Financial calculations are for educational purposes only and do not constitute investment advice. Consult a licensed financial advisor before making portfolio decisions.
Frequently Asked Questions
What is the difference between nominal and real rate of return?
The nominal return measures raw percentage growth without accounting for external economic factors. The real return subtracts the inflation rate to show your actual purchasing power. Investors track real returns to determine whether an asset genuinely outpaces rising consumer prices over the holding period.
Can this metric handle irregular cash flows?
Standard formulas assume a single initial investment and a final withdrawal. When you add or withdraw funds periodically, the internal rate of return (IRR) becomes necessary. These weighted metrics account for exact transaction timing and varying contribution amounts.
How do dividends affect the calculated percentage?
Dividends and interest payments represent realized income that must be added to the ending value before calculation. Excluding cash distributions underreports total performance. The formula combines capital appreciation with distributed income to reflect the complete financial impact of the holding.
Why is the annualized return different from the total return?

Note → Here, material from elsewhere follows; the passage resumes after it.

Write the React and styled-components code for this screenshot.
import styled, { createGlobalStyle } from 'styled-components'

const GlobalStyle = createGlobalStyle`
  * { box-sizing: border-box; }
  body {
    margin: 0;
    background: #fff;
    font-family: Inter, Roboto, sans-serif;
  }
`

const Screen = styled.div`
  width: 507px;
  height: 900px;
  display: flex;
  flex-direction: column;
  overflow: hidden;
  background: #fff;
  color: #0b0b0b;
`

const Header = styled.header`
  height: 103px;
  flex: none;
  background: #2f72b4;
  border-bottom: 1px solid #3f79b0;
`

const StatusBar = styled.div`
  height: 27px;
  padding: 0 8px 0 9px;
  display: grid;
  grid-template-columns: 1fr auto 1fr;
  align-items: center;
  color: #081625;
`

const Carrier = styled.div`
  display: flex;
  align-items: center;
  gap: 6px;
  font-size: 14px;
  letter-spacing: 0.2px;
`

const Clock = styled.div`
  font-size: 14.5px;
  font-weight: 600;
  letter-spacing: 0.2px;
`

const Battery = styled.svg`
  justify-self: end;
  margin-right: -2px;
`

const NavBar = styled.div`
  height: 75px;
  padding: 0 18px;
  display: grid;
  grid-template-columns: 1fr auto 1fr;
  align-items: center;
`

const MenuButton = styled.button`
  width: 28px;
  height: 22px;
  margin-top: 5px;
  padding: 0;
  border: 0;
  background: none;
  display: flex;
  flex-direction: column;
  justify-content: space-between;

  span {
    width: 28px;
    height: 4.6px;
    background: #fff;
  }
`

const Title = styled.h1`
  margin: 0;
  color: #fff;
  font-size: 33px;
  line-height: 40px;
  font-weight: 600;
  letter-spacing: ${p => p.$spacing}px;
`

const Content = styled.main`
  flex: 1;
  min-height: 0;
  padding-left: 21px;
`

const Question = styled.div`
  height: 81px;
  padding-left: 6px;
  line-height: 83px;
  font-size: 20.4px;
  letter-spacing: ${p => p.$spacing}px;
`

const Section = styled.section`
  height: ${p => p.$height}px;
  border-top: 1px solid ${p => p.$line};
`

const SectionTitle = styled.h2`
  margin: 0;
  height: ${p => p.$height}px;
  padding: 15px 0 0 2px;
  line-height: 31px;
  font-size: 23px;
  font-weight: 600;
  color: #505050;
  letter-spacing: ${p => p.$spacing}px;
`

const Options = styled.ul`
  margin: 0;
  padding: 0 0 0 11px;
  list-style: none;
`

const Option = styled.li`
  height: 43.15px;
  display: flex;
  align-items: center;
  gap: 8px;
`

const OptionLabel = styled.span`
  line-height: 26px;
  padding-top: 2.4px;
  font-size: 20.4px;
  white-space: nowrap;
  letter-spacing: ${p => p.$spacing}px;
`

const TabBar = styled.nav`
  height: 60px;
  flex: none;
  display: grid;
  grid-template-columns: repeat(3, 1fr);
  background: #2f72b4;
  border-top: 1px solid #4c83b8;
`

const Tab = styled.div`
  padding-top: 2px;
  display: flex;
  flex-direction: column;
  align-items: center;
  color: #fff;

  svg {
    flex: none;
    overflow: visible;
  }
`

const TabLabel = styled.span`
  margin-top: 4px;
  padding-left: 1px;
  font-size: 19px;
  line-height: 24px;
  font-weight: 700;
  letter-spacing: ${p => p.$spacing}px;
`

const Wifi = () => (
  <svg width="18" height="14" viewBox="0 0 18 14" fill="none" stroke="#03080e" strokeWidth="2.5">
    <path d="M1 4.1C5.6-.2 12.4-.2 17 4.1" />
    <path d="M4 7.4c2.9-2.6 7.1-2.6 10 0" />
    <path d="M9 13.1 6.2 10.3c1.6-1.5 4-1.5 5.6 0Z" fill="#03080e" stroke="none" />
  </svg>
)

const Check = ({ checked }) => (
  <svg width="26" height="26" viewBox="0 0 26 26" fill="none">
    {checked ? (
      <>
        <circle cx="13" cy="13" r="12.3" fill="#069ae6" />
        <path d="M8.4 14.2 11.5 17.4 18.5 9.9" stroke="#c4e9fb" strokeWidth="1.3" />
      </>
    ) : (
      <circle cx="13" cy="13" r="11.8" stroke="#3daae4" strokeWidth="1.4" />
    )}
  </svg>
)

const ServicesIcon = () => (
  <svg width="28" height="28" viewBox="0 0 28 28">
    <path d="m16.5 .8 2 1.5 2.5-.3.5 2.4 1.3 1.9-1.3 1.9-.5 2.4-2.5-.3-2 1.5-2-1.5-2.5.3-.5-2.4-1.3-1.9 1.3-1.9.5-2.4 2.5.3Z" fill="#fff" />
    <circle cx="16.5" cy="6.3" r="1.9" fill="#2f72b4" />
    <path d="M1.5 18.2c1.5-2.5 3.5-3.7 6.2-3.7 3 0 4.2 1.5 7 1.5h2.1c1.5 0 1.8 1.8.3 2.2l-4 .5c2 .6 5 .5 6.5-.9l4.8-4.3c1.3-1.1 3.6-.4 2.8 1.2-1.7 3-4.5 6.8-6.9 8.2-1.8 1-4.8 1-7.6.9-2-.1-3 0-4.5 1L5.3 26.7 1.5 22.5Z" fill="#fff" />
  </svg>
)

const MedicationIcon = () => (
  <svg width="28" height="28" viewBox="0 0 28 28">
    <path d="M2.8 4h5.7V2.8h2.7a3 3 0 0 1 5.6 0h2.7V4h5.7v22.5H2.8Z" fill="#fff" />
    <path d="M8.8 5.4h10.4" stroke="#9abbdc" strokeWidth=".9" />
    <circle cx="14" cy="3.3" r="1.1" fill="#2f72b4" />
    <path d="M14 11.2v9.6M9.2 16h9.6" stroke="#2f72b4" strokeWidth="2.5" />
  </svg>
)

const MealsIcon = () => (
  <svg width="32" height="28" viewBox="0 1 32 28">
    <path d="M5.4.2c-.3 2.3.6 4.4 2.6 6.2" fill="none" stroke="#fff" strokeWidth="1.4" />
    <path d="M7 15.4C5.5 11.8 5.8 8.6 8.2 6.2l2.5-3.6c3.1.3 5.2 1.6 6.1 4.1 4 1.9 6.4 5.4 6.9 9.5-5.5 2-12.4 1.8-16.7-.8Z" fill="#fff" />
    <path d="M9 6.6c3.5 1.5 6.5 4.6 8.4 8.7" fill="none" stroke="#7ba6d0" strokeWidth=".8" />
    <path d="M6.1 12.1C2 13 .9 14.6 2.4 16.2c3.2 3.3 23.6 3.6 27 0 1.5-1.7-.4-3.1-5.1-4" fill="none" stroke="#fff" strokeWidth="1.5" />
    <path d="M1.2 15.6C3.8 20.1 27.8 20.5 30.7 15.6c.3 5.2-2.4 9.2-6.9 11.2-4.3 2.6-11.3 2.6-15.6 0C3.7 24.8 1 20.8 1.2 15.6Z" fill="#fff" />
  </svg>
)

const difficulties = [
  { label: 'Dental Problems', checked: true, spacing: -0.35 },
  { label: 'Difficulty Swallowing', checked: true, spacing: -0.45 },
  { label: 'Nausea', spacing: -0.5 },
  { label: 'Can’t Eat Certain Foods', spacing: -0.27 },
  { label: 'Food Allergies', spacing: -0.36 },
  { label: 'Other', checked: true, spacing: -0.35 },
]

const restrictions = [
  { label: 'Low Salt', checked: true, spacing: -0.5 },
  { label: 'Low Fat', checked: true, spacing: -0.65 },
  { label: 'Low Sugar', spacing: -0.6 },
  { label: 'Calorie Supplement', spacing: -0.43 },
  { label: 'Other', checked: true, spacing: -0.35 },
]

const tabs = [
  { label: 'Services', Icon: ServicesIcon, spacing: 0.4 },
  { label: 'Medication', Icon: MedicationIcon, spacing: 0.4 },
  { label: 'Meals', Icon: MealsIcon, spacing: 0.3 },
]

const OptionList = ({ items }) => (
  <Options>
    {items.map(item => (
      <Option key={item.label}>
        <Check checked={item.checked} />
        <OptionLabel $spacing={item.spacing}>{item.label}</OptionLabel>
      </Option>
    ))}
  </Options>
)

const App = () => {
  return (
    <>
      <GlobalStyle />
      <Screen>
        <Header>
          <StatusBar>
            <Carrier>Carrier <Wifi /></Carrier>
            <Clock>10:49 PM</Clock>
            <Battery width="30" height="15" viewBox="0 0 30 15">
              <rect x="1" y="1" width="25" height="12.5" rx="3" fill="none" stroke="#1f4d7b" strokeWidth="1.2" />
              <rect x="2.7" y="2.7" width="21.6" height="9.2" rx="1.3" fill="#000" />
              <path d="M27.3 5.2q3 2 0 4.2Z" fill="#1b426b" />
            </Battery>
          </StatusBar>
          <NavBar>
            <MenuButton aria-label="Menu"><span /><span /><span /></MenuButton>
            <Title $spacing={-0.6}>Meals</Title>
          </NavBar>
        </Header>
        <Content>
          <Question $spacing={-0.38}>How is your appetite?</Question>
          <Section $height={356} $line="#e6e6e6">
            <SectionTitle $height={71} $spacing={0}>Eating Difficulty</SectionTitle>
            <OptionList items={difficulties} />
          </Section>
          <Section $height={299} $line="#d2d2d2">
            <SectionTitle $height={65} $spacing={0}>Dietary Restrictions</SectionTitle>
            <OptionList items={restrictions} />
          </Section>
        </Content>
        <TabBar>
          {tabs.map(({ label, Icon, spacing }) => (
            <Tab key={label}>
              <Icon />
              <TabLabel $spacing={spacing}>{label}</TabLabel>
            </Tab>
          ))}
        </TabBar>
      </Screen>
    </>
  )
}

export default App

Total return shows cumulative growth over the entire investment period, regardless of duration. Annualized return compounds that performance into a standardized yearly figure. Comparing a 50 percent gain over two years against a 50 percent gain over ten years requires annualization for accuracy.
Should I use this metric for evaluating business projects?
Capital budgeting requires hurdle rates that factor in cost of capital and project risk. While basic return percentages provide a quick snapshot, net present value (NPV) and payback period analyses offer more reliable decision frameworks for corporate investments and multi-year initiatives.